Critics of the Second Amendment say they are not going after guns used for legitimate activities such as hunting.  But when the Founders wrote the Second Amendment, it was because the British were coming, not because it was the start of deer season.  As Fox News contributor Judge Andrew Napolitano notes:

The historical reality of the Second Amendment's protection of the right to keep and bear arms is not that it protects the right to shoot deer[.] ... It protects the right to shoot tyrants, and it protects the right to shoot at them effectively, with the same instruments they would use upon us.  If the Jews in the Warsaw ghetto had had the firepower and ammunition that the Nazis had, some of Poland might have stayed free and more persons would have survived the Holocaust.

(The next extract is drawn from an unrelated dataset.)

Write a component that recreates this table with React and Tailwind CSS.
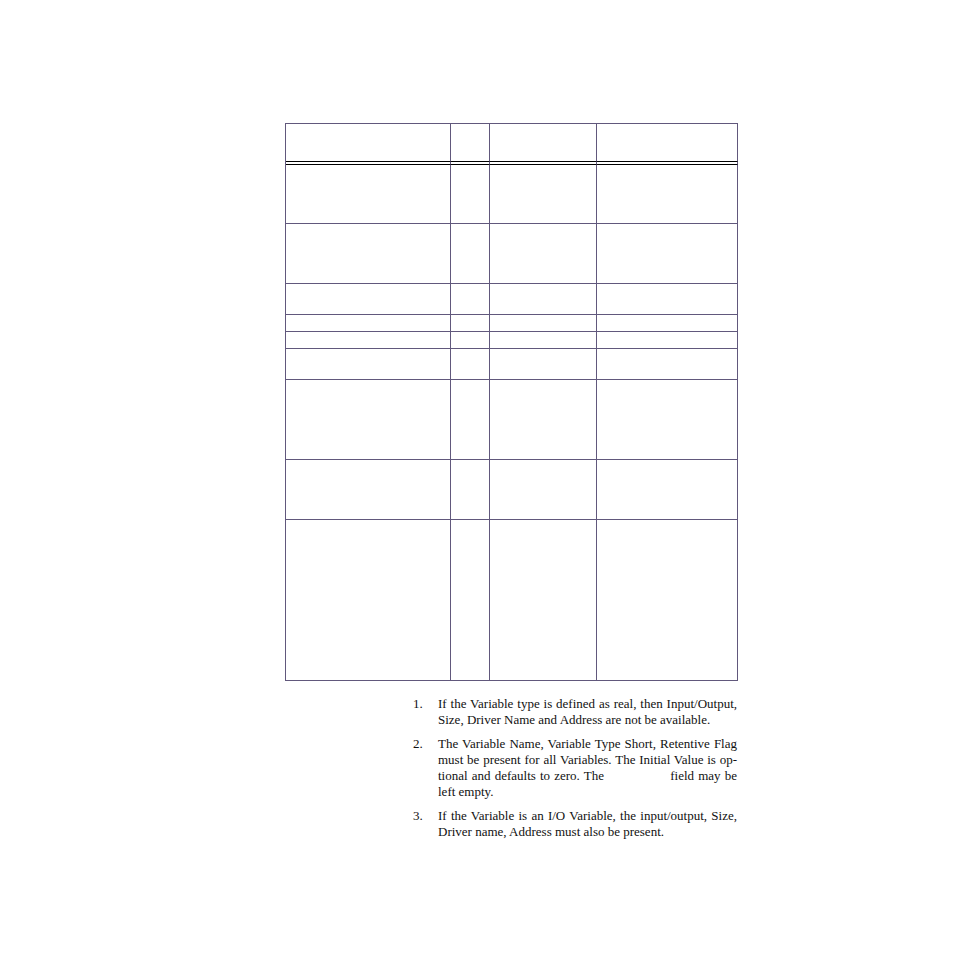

The AR-15 is a defensive weapon, such as when it was used by a 15-year-old to ward off home invaders:

Not only did this brave 15-year-old defend his home against 2 burglars, but also his 12-year-old sister who was in the house with him.  He grabbed his father's AR-15 and shot one of the burglars multiple times.  They got away but had to go right to the hospital where the minor was arrested and the adult who was shot was flown to a different hospital.

In the hands of British redcoats, the musket was an assault weapon.  In the hands of a law-abiding American, an AR-15 is what the Second Amendment is all about.

Daniel John Sobieski is a freelance writer whose pieces have appeared in Investor's Business Daily, Human Events, Reason Magazine, and the Chicago Sun-Times among other publications.